Is denial a way to gaslight someone?
Yes, denial involves a person pretending to forget events or how they occurred. They may deny having said or done something or accuse someone of making things up. There are two main types of denial:
Diverting: With this technique, a person changes the focus of a discussion and questions the other person’s credibility instead. For example, they might say, “that is just another crazy idea you got from your friends.”
Stereotyping: An article in the American Sociological Review states that a person using gaslighting techniques may intentionally use negative stereotypes of a person’s gender, race, ethnicity, sexuality, nationality, or age to manipulate them. For example, they may tell a female that people will think she is irrational or crazy if she seeks help for abuse.
Where are we gaslit the most?
We can be gaslit in all areas of our lives. The truth is many of us don’t always recognize when it is happening to us – because in some cases we have normalized that behavior. It happens at work, in relationships, at home.
A doctor trivializing a person’s health concerns based on the assumption they are mentally ill or telling the person their symptoms are “in their head,” are examples of Medical gaslighting.
Similarly, racial gaslighting occurs when people apply gaslighting techniques to a group of people based on race or ethnicity.
What do you do in the moment when you feel like you are being gaslighted?
In the moment, you must give yourself permission to feel all your feelings. Then identify that there is a problem, focus on your feelings instead of who’s right or wrong and remember that you can’t control what’s being put forth as an opinion.
What steps can a person take after being gaslighted?
Now this is very important. Once you have taken that moment, you have to come up with a game plan. Gathering evidence may remind a person that they are not imagining things. This evidence may also become useful later if a person decides to pursue legal action against the abusive person.

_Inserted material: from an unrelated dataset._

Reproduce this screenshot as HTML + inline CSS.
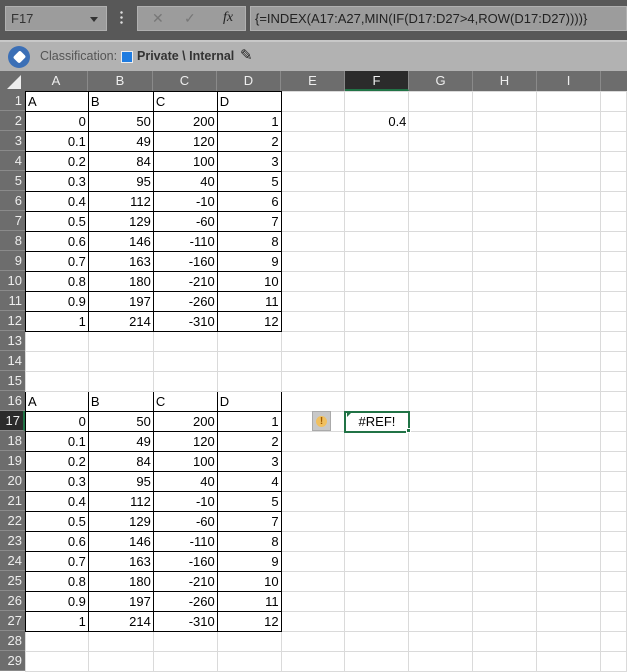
<!DOCTYPE html>
<html><head><meta charset="utf-8"><style>
*{margin:0;padding:0;box-sizing:border-box}
body{width:627px;height:663px;overflow:hidden;background:#fff;font-family:"Liberation Sans",sans-serif;position:relative}
.top{position:absolute;left:0;top:0;width:627px;height:40px;background:#585858}
.nb{position:absolute;left:5px;top:6px;width:102px;height:25px;background:#9c9c9c;border:1px solid #b0b0b0;color:#333;font-size:13px;padding:4px 5px}
.nb:after{content:"";position:absolute;right:8px;top:10px;border:4px solid transparent;border-top:5px solid #333}
.dots{position:absolute;left:120px;top:10px;width:3px;height:15px;background:radial-gradient(circle,#ddd 1px,transparent 1.5px) 0 0/3px 5px}
.fxb{position:absolute;left:137px;top:6px;width:109px;height:25px;background:#9c9c9c;border:1px solid #b0b0b0;color:#777;font-size:14px}
.fm{position:absolute;left:250px;top:6px;width:377px;height:25px;background:#9c9c9c;border:1px solid #b0b0b0;color:#222;font-size:13px;padding:4px 4px;white-space:nowrap}
.cls{position:absolute;left:0;top:40px;width:627px;height:31px;background:#b2b2b2;border-top:2px solid #c8c8c8;font-size:12.5px;color:#555}
.hdr{position:absolute;left:0;top:71px;width:627px;height:20px;background:#6d6d6d}
.h{position:absolute;top:0;height:20px;color:#eee;font-size:13px;text-align:center;line-height:20px;border-right:1px solid #8a8a8a}
.rh{position:absolute;left:0;width:25px;height:20px;background:#6d6d6d;color:#eee;font-size:13px;text-align:right;padding-right:3px;line-height:20px;border-bottom:1px solid #8a8a8a}
table{position:absolute;left:25px;top:91px;border-collapse:collapse;table-layout:fixed}
td{height:20px;border:1px solid #dadada;font-size:13px;padding:0 2px;white-space:nowrap;overflow:hidden;line-height:18px;text-align:right}
td.b{border-color:#000}
td.l{text-align:left}
</style></head><body>
<div class="top">
<div class="nb">F17</div><div class="dots"></div>
<div class="fxb"><span style="position:absolute;left:14px;top:3px">✕</span><span style="position:absolute;left:46px;top:3px">✓</span><i style="position:absolute;left:85px;top:3px;color:#222;font-family:'Liberation Serif',serif">fx</i></div>
<div class="fm">{=INDEX(A17:A27,MIN(IF(D17:D27&gt;4,ROW(D17:D27))))}</div>
</div>
<div class="cls">
<div style="position:absolute;left:8px;top:4px;width:22px;height:22px;border-radius:50%;background:#3b6fb6"><div style="position:absolute;left:7px;top:6px;width:9px;height:10px;background:#fff;border-radius:2px;transform:rotate(45deg)"></div></div>
<span style="position:absolute;left:40px;top:7px">Classification:</span>
<div style="position:absolute;left:121px;top:9px;width:12px;height:12px;background:#1e7be0;border:1px solid #eee"></div>
<span style="position:absolute;left:137px;top:7px;color:#333;font-weight:bold">Private \ Internal</span>
<span style="position:absolute;left:240px;top:4px;color:#222;font-size:15px">✎</span>
</div>
<div class="hdr">
<div style="position:absolute;left:7px;top:4px;width:0;height:0;border-left:14px solid transparent;border-bottom:14px solid #eee"></div>
<div class="h" style="left:25px;width:63px">A</div>
<div class="h" style="left:88px;width:65px">B</div>
<div class="h" style="left:153px;width:64px">C</div>
<div class="h" style="left:217px;width:64px">D</div>
<div class="h" style="left:281px;width:64px">E</div>
<div class="h" style="left:345px;width:64px;background:#2b2b2b;border-bottom:2px solid #217346">F</div>
<div class="h" style="left:409px;width:64px">G</div>
<div class="h" style="left:473px;width:64px">H</div>
<div class="h" style="left:537px;width:64px">I</div>
</div>
<div class="rh" style="top:91px">1</div><div class="rh" style="top:111px">2</div><div class="rh" style="top:131px">3</div><div class="rh" style="top:151px">4</div><div class="rh" style="top:171px">5</div><div class="rh" style="top:191px">6</div><div class="rh" style="top:211px">7</div><div class="rh" style="top:231px">8</div><div class="rh" style="top:251px">9</div><div class="rh" style="top:271px">10</div><div class="rh" style="top:291px">11</div><div class="rh" style="top:311px">12</div><div class="rh" style="top:331px">13</div><div class="rh" style="top:351px">14</div><div class="rh" style="top:371px">15</div><div class="rh" style="top:391px">16</div><div class="rh" style="top:411px;background:#2b2b2b;border-right:2px solid #217346">17</div><div class="rh" style="top:431px">18</div><div class="rh" style="top:451px">19</div><div class="rh" style="top:471px">20</div><div class="rh" style="top:491px">21</div><div class="rh" style="top:511px">22</div><div class="rh" style="top:531px">23</div><div class="rh" style="top:551px">24</div><div class="rh" style="top:571px">25</div><div class="rh" style="top:591px">26</div><div class="rh" style="top:611px">27</div><div class="rh" style="top:631px">28</div><div class="rh" style="top:651px">29</div>
<table>
<colgroup><col style="width:63px"><col style="width:65px"><col style="width:64px"><col style="width:64px"><col style="width:64px"><col style="width:64px"><col style="width:64px"><col style="width:64px"><col style="width:64px"><col style="width:26px"></colgroup>
<tr><td class="b l">A</td><td class="b l">B</td><td class="b l">C</td><td class="b l">D</td><td></td><td></td><td></td><td></td><td></td><td></td></tr>
<tr><td class="b">0</td><td class="b">50</td><td class="b">200</td><td class="b">1</td><td></td><td>0.4</td><td></td><td></td><td></td><td></td></tr>
<tr><td class="b">0.1</td><td class="b">49</td><td class="b">120</td><td class="b">2</td><td></td><td></td><td></td><td></td><td></td><td></td></tr>
<tr><td class="b">0.2</td><td class="b">84</td><td class="b">100</td><td class="b">3</td><td></td><td></td><td></td><td></td><td></td><td></td></tr>
<tr><td class="b">0.3</td><td class="b">95</td><td class="b">40</td><td class="b">5</td><td></td><td></td><td></td><td></td><td></td><td></td></tr>
<tr><td class="b">0.4</td><td class="b">112</td><td class="b">-10</td><td class="b">6</td><td></td><td></td><td></td><td></td><td></td><td></td></tr>
<tr><td class="b">0.5</td><td class="b">129</td><td class="b">-60</td><td class="b">7</td><td></td><td></td><td></td><td></td><td></td><td></td></tr>
<tr><td class="b">0.6</td><td class="b">146</td><td class="b">-110</td><td class="b">8</td><td></td><td></td><td></td><td></td><td></td><td></td></tr>
<tr><td class="b">0.7</td><td class="b">163</td><td class="b">-160</td><td class="b">9</td><td></td><td></td><td></td><td></td><td></td><td></td></tr>
<tr><td class="b">0.8</td><td class="b">180</td><td class="b">-210</td><td class="b">10</td><td></td><td></td><td></td><td></td><td></td><td></td></tr>
<tr><td class="b">0.9</td><td class="b">197</td><td class="b">-260</td><td class="b">11</td><td></td><td></td><td></td><td></td><td></td><td></td></tr>
<tr><td class="b">1</td><td class="b">214</td><td class="b">-310</td><td class="b">12</td><td></td><td></td><td></td><td></td><td></td><td></td></tr>
<tr><td></td><td></td><td></td><td></td><td></td><td></td><td></td><td></td><td></td><td></td></tr>
<tr><td></td><td></td><td></td><td></td><td></td><td></td><td></td><td></td><td></td><td></td></tr>
<tr><td></td><td></td><td></td><td></td><td></td><td></td><td></td><td></td><td></td><td></td></tr>
<tr><td class="b l">A</td><td class="b l">B</td><td class="b l">C</td><td class="b l">D</td><td></td><td></td><td></td><td></td><td></td><td></td></tr>
<tr><td class="b">0</td><td class="b">50</td><td class="b">200</td><td class="b">1</td><td></td><td style="text-align:center;border:2px solid #217346">#REF!</td><td></td><td></td><td></td><td></td></tr>
<tr><td class="b">0.1</td><td class="b">49</td><td class="b">120</td><td class="b">2</td><td></td><td></td><td></td><td></td><td></td><td></td></tr>
<tr><td class="b">0.2</td><td class="b">84</td><td class="b">100</td><td class="b">3</td><td></td><td></td><td></td><td></td><td></td><td></td></tr>
<tr><td class="b">0.3</td><td class="b">95</td><td class="b">40</td><td class="b">4</td><td></td><td></td><td></td><td></td><td></td><td></td></tr>
<tr><td class="b">0.4</td><td class="b">112</td><td class="b">-10</td><td class="b">5</td><td></td><td></td><td></td><td></td><td></td><td></td></tr>
<tr><td class="b">0.5</td><td class="b">129</td><td class="b">-60</td><td class="b">7</td><td></td><td></td><td></td><td></td><td></td><td></td></tr>
<tr><td class="b">0.6</td><td class="b">146</td><td class="b">-110</td><td class="b">8</td><td></td><td></td><td></td><td></td><td></td><td></td></tr>
<tr><td class="b">0.7</td><td class="b">163</td><td class="b">-160</td><td class="b">9</td><td></td><td></td><td></td><td></td><td></td><td></td></tr>
<tr><td class="b">0.8</td><td class="b">180</td><td class="b">-210</td><td class="b">10</td><td></td><td></td><td></td><td></td><td></td><td></td></tr>
<tr><td class="b">0.9</td><td class="b">197</td><td class="b">-260</td><td class="b">11</td><td></td><td></td><td></td><td></td><td></td><td></td></tr>
<tr><td class="b">1</td><td class="b">214</td><td class="b">-310</td><td class="b">12</td><td></td><td></td><td></td><td></td><td></td><td></td></tr>
<tr><td></td><td></td><td></td><td></td><td></td><td></td><td></td><td></td><td></td><td></td></tr>
<tr><td></td><td></td><td></td><td></td><td></td><td></td><td></td><td></td><td></td><td></td></tr>
</table>
<div style="position:absolute;left:312px;top:411px;width:19px;height:20px;background:#c8c8c8;border:1px solid #aaa"><div style="position:absolute;left:3px;top:4px;width:11px;height:11px;border-radius:50%;background:#f0c060;color:#a05a00;font-size:10px;font-weight:bold;text-align:center;line-height:11px">!</div></div>
<div style="position:absolute;left:347px;top:413px;border-top:4px solid #217346;border-right:4px solid transparent"></div>
<div style="position:absolute;left:406px;top:428px;width:5px;height:5px;background:#217346;border:1px solid #fff"></div>
</body></html>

- Keeping a secret diary: This allows a person to track events, including the date, time, and details of what happened.
- Talking to a trusted family member, friend, or counselor: This may help someone gain an outside perspective on the situation and to create an external, additional record of information.
- Taking pictures: This can also help someone “fact check” their memories and remind themselves that they are not imagining things.
- Keeping voice memos: Using a cell phone or device to describe events is a quick way for someone to record something that just happened in their own words. Always check state laws on recordings before using them in court.
All in all, the antidote to gaslighting is greater emotional awareness and self-regulation — both the knowledge and the practice.